I am fascinated (and somewhat frustrated) by the various ways one can do church. I am fascinated because we are moving into an age of freedom and experimentation for the church. I am frustrated because I am not yet sure where I fit in with these various new expressions. Several years ago when I was pastor, I led my church into a seeker model. In my time of attending churches since then I have helped them in the area of becoming welcoming and working together with other churches to be a demonstration of the gospel. I have also attended an experimental, discussion-oriented church, and right now I am just trying to find the next step.
As I continue to read, Wide Open Spaces: Beyond Paint By The Number Chrisatianity by Jim Palmer, I found the chapter entitled, Here Is The Church And Here Is the Steeple… Can Church Be Everywhere, With Everybody, All Te Time? to be one of the most interesting.
When he was a pastor, he writes, his church functioned on three levels.
- A cause—expressing the love of Christ to the world in word and deed
- A community—a fellowship of people encouraging and supporting one another
- A corporation—an organization with bills to pay, budgets to balance, buildings to maintain, programs to operate, and paid personnel. p.26
He confesses that he increasingly focused on the corporate aspects because his personal identity was wrapped up in leading a “successful” church measured as by attendance, budget, and buildings. Also, he confesses to formerly believing that people needed that kind of system to be effective as a community and a cause. (pp. 26-27)
Looking back, he questions the effectiveness of his church in becoming a community because it was meeting and programmed based with limited interaction beyond the scheduled gatherings. He now regards much of what they were doing as a church as causing hindrances to developing relationships by implying that church was a place, that believers needed a hierarchy of staff to develop spiritually, by focusing on external measurements of Christian maturity, and promoting a system of giving that separated the giver from the recipient. (pp. 26-28)
Then he suggests a new way of doing church that is dependent upon on two things:
- Being consciously aware of who and what is happening around me as daily life unfolds and being intentional about being discerning
- Acting upon the opportunities everyday living, interactions, and relationships offer. (p.30)
In this new way of doing church, there are no prescribed meetings or schedules, though he adds that most Wednesday evenings he meets with some people for conversation at a Starbucks and Monday nights some friends invite their neighbors in for dinner, but it all has freedom to ebb and flow as necessary.
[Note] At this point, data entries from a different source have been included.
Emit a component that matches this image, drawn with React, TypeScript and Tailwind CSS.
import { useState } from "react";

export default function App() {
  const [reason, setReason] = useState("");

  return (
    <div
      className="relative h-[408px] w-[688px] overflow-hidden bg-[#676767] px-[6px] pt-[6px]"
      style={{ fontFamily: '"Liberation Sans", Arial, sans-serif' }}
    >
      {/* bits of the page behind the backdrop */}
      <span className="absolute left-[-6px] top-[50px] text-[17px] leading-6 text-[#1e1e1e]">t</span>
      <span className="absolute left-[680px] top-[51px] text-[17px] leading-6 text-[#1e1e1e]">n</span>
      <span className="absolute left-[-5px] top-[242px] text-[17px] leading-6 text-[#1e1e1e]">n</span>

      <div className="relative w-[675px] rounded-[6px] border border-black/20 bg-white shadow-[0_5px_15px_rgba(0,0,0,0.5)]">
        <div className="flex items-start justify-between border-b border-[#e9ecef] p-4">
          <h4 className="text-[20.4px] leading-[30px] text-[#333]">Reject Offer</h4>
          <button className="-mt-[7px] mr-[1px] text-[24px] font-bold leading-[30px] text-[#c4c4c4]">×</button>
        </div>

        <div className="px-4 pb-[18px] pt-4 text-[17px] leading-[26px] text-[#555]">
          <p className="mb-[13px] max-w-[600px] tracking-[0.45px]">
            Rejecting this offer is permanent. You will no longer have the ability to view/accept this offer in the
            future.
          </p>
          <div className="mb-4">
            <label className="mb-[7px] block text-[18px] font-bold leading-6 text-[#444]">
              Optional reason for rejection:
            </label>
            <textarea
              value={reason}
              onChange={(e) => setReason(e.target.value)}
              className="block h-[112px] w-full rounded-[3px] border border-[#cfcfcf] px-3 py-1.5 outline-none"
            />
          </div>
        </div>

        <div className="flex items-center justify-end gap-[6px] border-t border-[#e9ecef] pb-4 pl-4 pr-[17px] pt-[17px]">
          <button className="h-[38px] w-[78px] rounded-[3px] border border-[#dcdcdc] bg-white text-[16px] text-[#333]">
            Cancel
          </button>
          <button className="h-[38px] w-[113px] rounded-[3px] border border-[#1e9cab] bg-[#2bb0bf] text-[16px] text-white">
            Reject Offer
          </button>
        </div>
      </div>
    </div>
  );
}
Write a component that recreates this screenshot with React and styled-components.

Day by day I’m seeing that under the radar, beneath the surface, and off the grid is a world of nobodies being the church. There is very little traction for marketing some sort of church-growth philosophy or strategy from it. It would never occur to my friends to use the word missional. We don’t have a “strategy” to reach “unbelievers,” because these people are simply our friends with whom we spend time and share our lives. Face it, there’s not a lot of novelty to having a friend or neighbor over for dinner, going biking, catching a movie or concert together, hooking up for coffee and conversation, arranging a trip to the park for your children to play together, or getting involved in some mutual interest or hobby. p. 43
It sounds wonderfully freeing, but I have some questions.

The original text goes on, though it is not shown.